Review by Sean Boelman
When Space Jam came out in 1996, it was a perfect storm of childhood nostalgia and one of the greatest athletes to ever live. Twenty-five years later, the sequel/reboot Space Jam: A New Legacy hopes to recapture that same lightning-in-a-bottle success, resulting in a generally funny adventure, even if it is an obvious bit of corporate synergy.
The film follows basketball player LeBron James, who must assemble a team of Looney Tunes characters to defeat a powerful artificial intelligence in a game of basketball.

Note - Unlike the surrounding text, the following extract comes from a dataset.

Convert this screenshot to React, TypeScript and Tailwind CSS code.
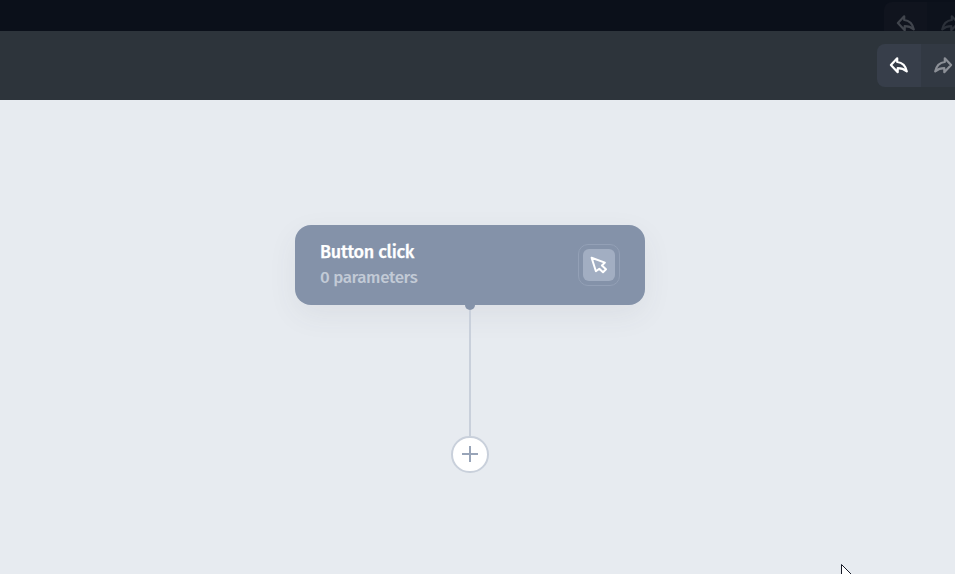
function ReplyIcon({ flip = false }: { flip?: boolean }) {
  return (
    <svg
      width="20"
      height="20"
      viewBox="0 0 20 20"
      fill="none"
      stroke="currentColor"
      strokeWidth="2.2"
      strokeLinejoin="round"
      strokeLinecap="round"
      className={flip ? "mb-px shrink-0 -scale-x-100" : "mb-px shrink-0"}
    >
      <path d="M1.9 10 8.2 3.3V7C13.4 7.4 16.6 11 17.8 16.4 14.9 14 12.3 13.2 8.7 13.2V17.2Z" />
    </svg>
  );
}

function HistoryButtons() {
  return (
    <div className="flex h-[43px] w-[88px] shrink-0 overflow-hidden rounded-lg">
      <button className="flex w-11 items-center justify-center bg-[#373e4a] text-white">
        <ReplyIcon />
      </button>
      <button className="flex w-11 items-center justify-center bg-[#323943] text-[#8c9097]">
        <ReplyIcon flip />
      </button>
    </div>
  );
}

function GhostHistoryButtons() {
  return (
    <div className="flex h-[43px] w-[88px] shrink-0 overflow-hidden rounded-lg">
      <div className="flex w-[43px] items-center justify-center bg-[#10141e] text-[#41454d]">
        <ReplyIcon />
      </div>
      <div className="flex w-[45px] shrink-0 items-center justify-center bg-[#0d121c] text-[#2b3039]">
        <ReplyIcon flip />
      </div>
    </div>
  );
}

function TriggerNode() {
  return (
    <div className="flex h-20 w-[350px] items-center justify-between rounded-2xl bg-[#8492a9] px-[25px] shadow-[0_10px_30px_rgba(70,75,85,0.07)]">
      <div className="whitespace-nowrap font-['Fira_Sans','Noto_Sans',sans-serif]">
        <div className="text-[18px] leading-[26px] font-medium tracking-[-0.26px] text-white [-webkit-text-stroke:0.25px_white]">
          Button click
        </div>
        <div className="text-[17px] leading-[26px] font-medium tracking-[-0.42px] text-[#c2cad6]">
          0 parameters
        </div>
      </div>
      <div className="flex size-[42px] items-center justify-center rounded-[10px] border border-[#93a0b6]">
        <div className="flex size-8 items-center justify-center rounded-md bg-[#a2aec2] text-white">
          <svg
            width="20"
            height="20"
            viewBox="0 0 20 20"
            fill="none"
            stroke="currentColor"
            strokeWidth="2"
            strokeLinejoin="round"
          >
            <path d="M2.6 2.8 15.9 7.6 12.9 10.5 17 14.3 14 17.3 10.3 13.7 6.9 16.2Z" />
          </svg>
        </div>
      </div>
    </div>
  );
}

export default function App() {
  return (
    <div className="flex h-[574px] w-[955px] flex-col overflow-hidden bg-[#e7ebf0]">
      <div className="flex h-[31px] shrink-0 items-start overflow-hidden bg-[#0b101a] pt-0.5 pl-[884px]">
        <GhostHistoryButtons />
      </div>
      <header className="flex h-[69px] shrink-0 items-start overflow-hidden bg-[#2d343b] pt-[13px] pl-[877px]">
        <HistoryButtons />
      </header>
      <main className="relative flex-1 overflow-hidden">
        <div className="absolute top-[125px] left-[295px] flex flex-col items-center">
          <TriggerNode />
          <div className="h-[5px] w-[10px] rounded-b-full bg-[#8492a9]" />
          <div className="h-[126px] w-0.5 bg-[#c9d0db]" />
          <button className="flex h-[37px] w-[38px] items-center justify-center rounded-full border-2 border-[#c9d0db] bg-white text-[#98a4b8]">
            <svg width="18" height="18" viewBox="0 0 18 18" stroke="currentColor" strokeWidth="2">
              <path d="M1 8H17M9 0V16" />
            </svg>
          </button>
        </div>
        <svg
          width="14"
          height="22"
          viewBox="0 0 14 22"
          className="absolute top-[464px] left-[841px]"
          fill="white"
          stroke="#171b28"
          strokeWidth="1"
        >
          <path d="M.5.5V17L4.5 13.5 7 20 10 19 7.5 12.5H12.5Z" />
        </svg>
      </main>
    </div>
  );
}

If the first movie’s premise of cartoon aliens from outer space trying to abduct Bugs Bunny and co. seemed ridiculous, this one about an evil algorithm running all of Warner Bros. endeavors is outright ludicrous. (At least it’s better than the actual evil CEO that ran Warner Bros. for years.)

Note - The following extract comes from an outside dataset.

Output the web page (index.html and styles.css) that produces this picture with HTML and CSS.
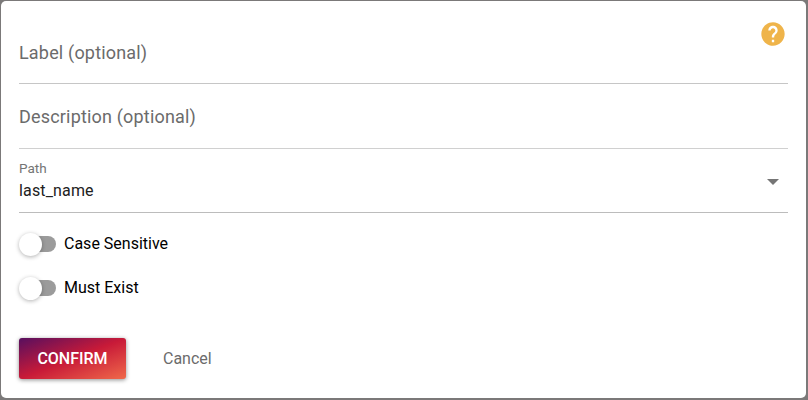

Perhaps the biggest issue with the film is that it is nearly two hours, and there is no good reason for it to be that long. The basketball game itself, which comes in the second half, stretches on for a bit too much, but the part that really drags is the beginning, introducing the audience to the “Warner Bros. ServerVerse”. From when James begins to assemble the Tune Squad, it starts to be pretty fun.
Of course, the movie has the obligatory “be yourself” messaging that dominates films aimed at family audiences, but there is something interesting going on here about James’s journey as a father. The level of truth there is to this is questionable (the movie features a fictionalized son for James, not his actual children), but it comes across as mostly earnest.
The film makes the mistake of substituting the generally adorable villains of the original movie for a team of superpowered versions of real-life athletes. Damian Lillard, Anthony Davis, Nneka Ogwumike, Klay Thompson, and Diana Taurasi all give relatively forgettable cameos compared to those that were in the first film.
However, Don Cheadle’s big bad makes up for any disappointment that the rest of the antagonists face. Although the writing of the character is often less than stellar, Cheadle is hamming it up and clearly enjoying the role. It’s a performance that gets crazier as it goes on, and it’s a lot of fun to watch.
Although the 3D animation of the Looney Tunes characters caused a lot of heat when the trailer was released, it’s not as distracting in the movie itself as one would think. Apart from some poor look-alikes in the backgrounds of shots to tease various WB properties, the film looks pretty solid, if overly busy.
Space Jam: A New Legacy is far more fun than anyone ever expected it to be, though that doesn’t make it any less of a cash grab. It takes a bit of time to get moving, but once it does, it’s plenty enjoyable.
Space Jam: A New Legacy hits theaters and HBO Max on July 16.